We consider a system whose open loop transfer function (OLTF) is G(s); when placed in a closed loop with feedback H(s), the closed loop transfer function (CLTF) then becomes G/(GH+1). The case where H=1 is usually taken, when investigating stability, and then the "Characteristic Equation', used to predict stability, becomes G+1=0. Stability can be determined by examining the roots of this equation eg using the Routh array, but this method is somewhat tedious. Conclusions can also be reached by examining the OLTF, using its Bode plots or, as here, polar plot of the OLTF using the Nyquist criterion , as follows.

Any Laplace domain transfer function $\mathcal{T}(s)$ can be expressed as the ratio of two polynomials

$\mathcal{T}(s) = \frac{N(s)}{D(s)}$.

We define:

• Zero: the zeros of $\mathcal{T}(s)$ are the roots of $N(s) = 0$, and
• Pole: the poles of $\mathcal{T}(s)$ are the roots of $D(s) = 0$.

Stability of $\mathcal{T}(s)$ is determined by its poles or simply the roots of the characteristic equation: $D(s) = 0$. For stability, the real part of every pole must be negative. If $\mathcal{T}(s)$ is formed by closing a negative feedback loop around the open-loop transfer function $\mathcal{F}(s) = \frac{A(s)}{B(s)}$, then the roots of the characteristic equation are also the zeros of $1 + \mathcal{F}(s)$, or simply the roots of $A(s) + B(s)$.

## Cauchy's Argument principleEdit

From complex analysis, we know that a contour $\Gamma_s$ drawn in the complex $s$ plane, encompassing but not passing through any number of non-analytic points, can be mapped to another plane (the $F(s)$ plane) by a function $F(s)$. The resulting contour $\Gamma_{F(s)}$ will encircle the origin of the $F(S)$ plane $N$ times, where $N = Z - P$. $Z$ and $P$ are the number of zeros and poles of $F(s)$, respectively. Note that we count encirlements in the $F(s)$ plane in the same sense as the contour $\Gamma_s$ and that encirclements in the opposite direction are negative encirclements.

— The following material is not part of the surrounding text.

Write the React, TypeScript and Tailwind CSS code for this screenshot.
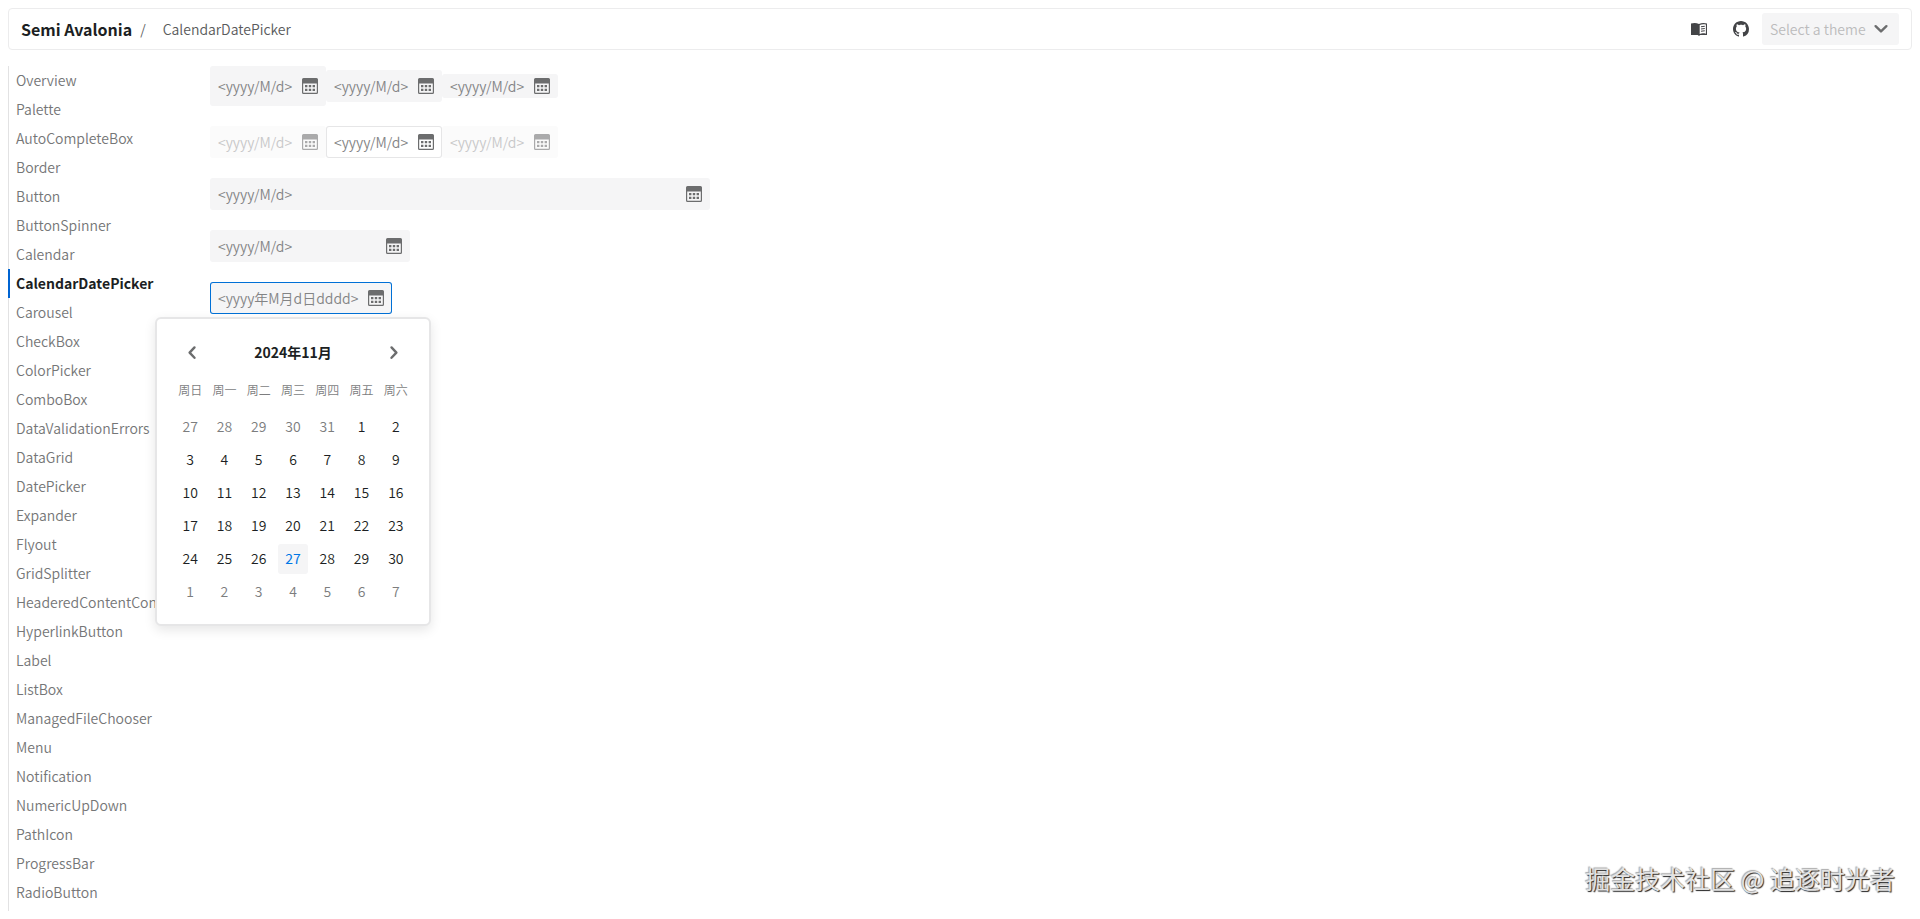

## The Nyquist criterionEdit

We first construct The Nyquist Contour, a contour that encompasses the right-half of the complex plane:

• a path traveling up the $j\omega$ axis, from $0 - j\infty$ to $0 + j\infty$.
• a semicircular arc, with radius $r \to \infty$, that starts at $0 + j\infty$ and travels clock-wise to $0 - j\infty$.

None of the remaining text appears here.